— START Information shown —

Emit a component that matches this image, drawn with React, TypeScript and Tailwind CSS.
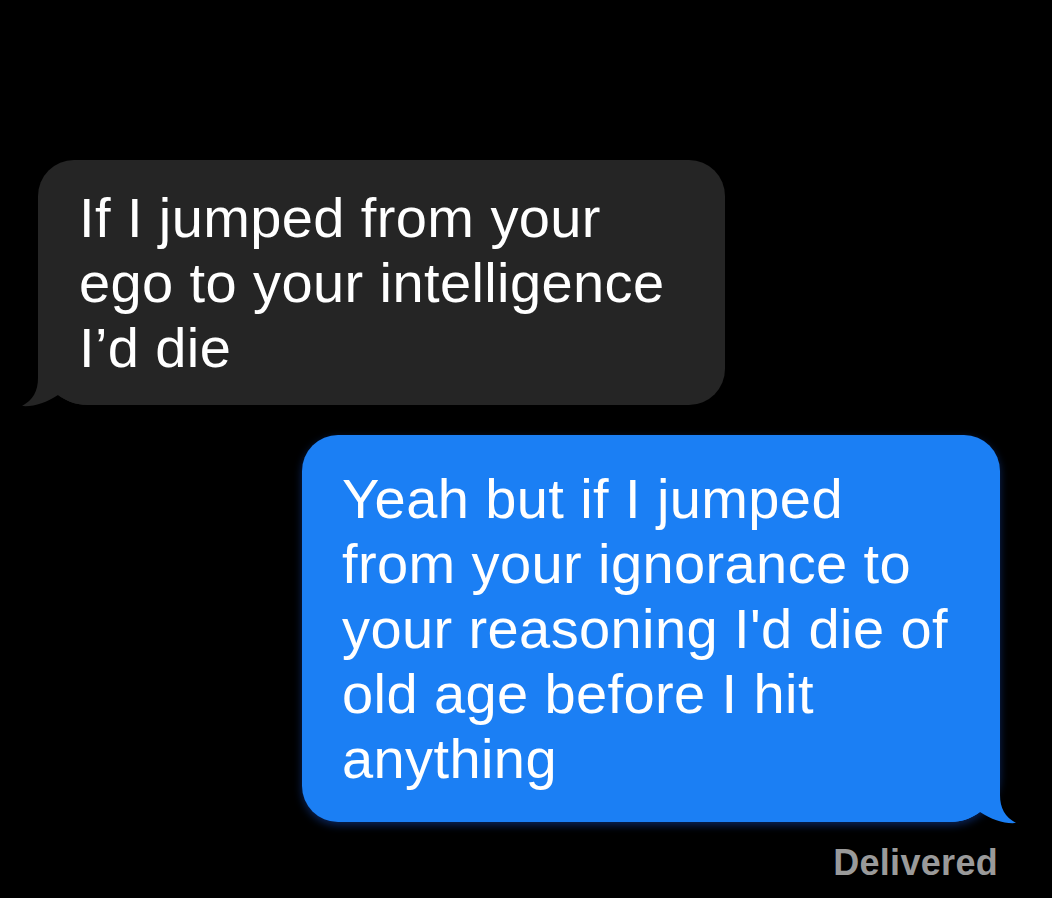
const font = "font-['Liberation_Sans',Arial,sans-serif]"

const grayLines = ["If I jumped from your", "ego to your intelligence", "I’d die"]
const blueLines = [
  "Yeah but if I jumped",
  "from your ignorance to",
  "your reasoning I'd die of",
  "old age before I hit",
  "anything",
]

function Tail({ color, flip }: { color: string; flip?: boolean }) {
  return (
    <svg
      width="66"
      height="54"
      viewBox="0 0 66 54"
      className={`absolute bottom-[-2px] ${flip ? "left-[-16px] -scale-x-100" : "right-[-16px]"}`}
    >
      <path
        d="M50 0 L50 25 C50 38 55 47 66 53 C55 54 42 50 30 42 C22 48 12 52 0 52 L0 0 Z"
        fill={color}
      />
    </svg>
  )
}

export default function App() {
  return (
    <div className={`min-h-screen w-full bg-black ${font} text-white`}>
      <div className="flex flex-col pt-[160px]">
        {/* received */}
        <div className="relative ml-[38px] w-[687px] rounded-[36px] rounded-bl-[50px] bg-[#252525] pl-[41px] pt-[25px] pb-[25px]">
          <Tail color="#252525" flip />
          {grayLines.map((line, i) => (
            <div key={i} className="relative whitespace-nowrap text-[56px] leading-[65px] tracking-[0.4px]">
              {line}
            </div>
          ))}
        </div>

        {/* sent */}
        <div className="relative mt-[30px] ml-[302px] w-[698px] rounded-[36px] rounded-br-[50px] bg-[#1b7ff4] pl-[40px] pt-[31px] pb-[31px] shadow-[0_3px_8px_rgba(20,70,170,0.55)]">
          <Tail color="#1b7ff4" />
          {blueLines.map((line, i) => (
            <div key={i} className="relative whitespace-nowrap text-[56px] leading-[65px] tracking-[0.4px]">
              {line}
            </div>
          ))}
        </div>

        <div className="mt-[20px] flex justify-end pr-[54px]">
          <span className="text-[36px] font-bold leading-[41px] tracking-[0.3px] text-[#9a9a9a]">Delivered</span>
        </div>
      </div>
    </div>
  )
}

— END Information shown —

[Task requirements]
Restate the data above exactly, stripping out each image.

[Written answer]
Emit a component that matches this image, drawn with React, TypeScript and Tailwind CSS.
const font = "font-['Liberation_Sans',Arial,sans-serif]"

const grayLines = ["If I jumped from your", "ego to your intelligence", "I’d die"]
const blueLines = [
  "Yeah but if I jumped",
  "from your ignorance to",
  "your reasoning I'd die of",
  "old age before I hit",
  "anything",
]

function Tail({ color, flip }: { color: string; flip?: boolean }) {
  return (
    <svg
      width="66"
      height="54"
      viewBox="0 0 66 54"
      className={`absolute bottom-[-2px] ${flip ? "left-[-16px] -scale-x-100" : "right-[-16px]"}`}
    >
      <path
        d="M50 0 L50 25 C50 38 55 47 66 53 C55 54 42 50 30 42 C22 48 12 52 0 52 L0 0 Z"
        fill={color}
      />
    </svg>
  )
}

export default function App() {
  return (
    <div className={`min-h-screen w-full bg-black ${font} text-white`}>
      <div className="flex flex-col pt-[160px]">
        {/* received */}
        <div className="relative ml-[38px] w-[687px] rounded-[36px] rounded-bl-[50px] bg-[#252525] pl-[41px] pt-[25px] pb-[25px]">
          <Tail color="#252525" flip />
          {grayLines.map((line, i) => (
            <div key={i} className="relative whitespace-nowrap text-[56px] leading-[65px] tracking-[0.4px]">
              {line}
            </div>
          ))}
        </div>

        {/* sent */}
        <div className="relative mt-[30px] ml-[302px] w-[698px] rounded-[36px] rounded-br-[50px] bg-[#1b7ff4] pl-[40px] pt-[31px] pb-[31px] shadow-[0_3px_8px_rgba(20,70,170,0.55)]">
          <Tail color="#1b7ff4" />
          {blueLines.map((line, i) => (
            <div key={i} className="relative whitespace-nowrap text-[56px] leading-[65px] tracking-[0.4px]">
              {line}
            </div>
          ))}
        </div>

        <div className="mt-[20px] flex justify-end pr-[54px]">
          <span className="text-[36px] font-bold leading-[41px] tracking-[0.3px] text-[#9a9a9a]">Delivered</span>
        </div>
      </div>
    </div>
  )
}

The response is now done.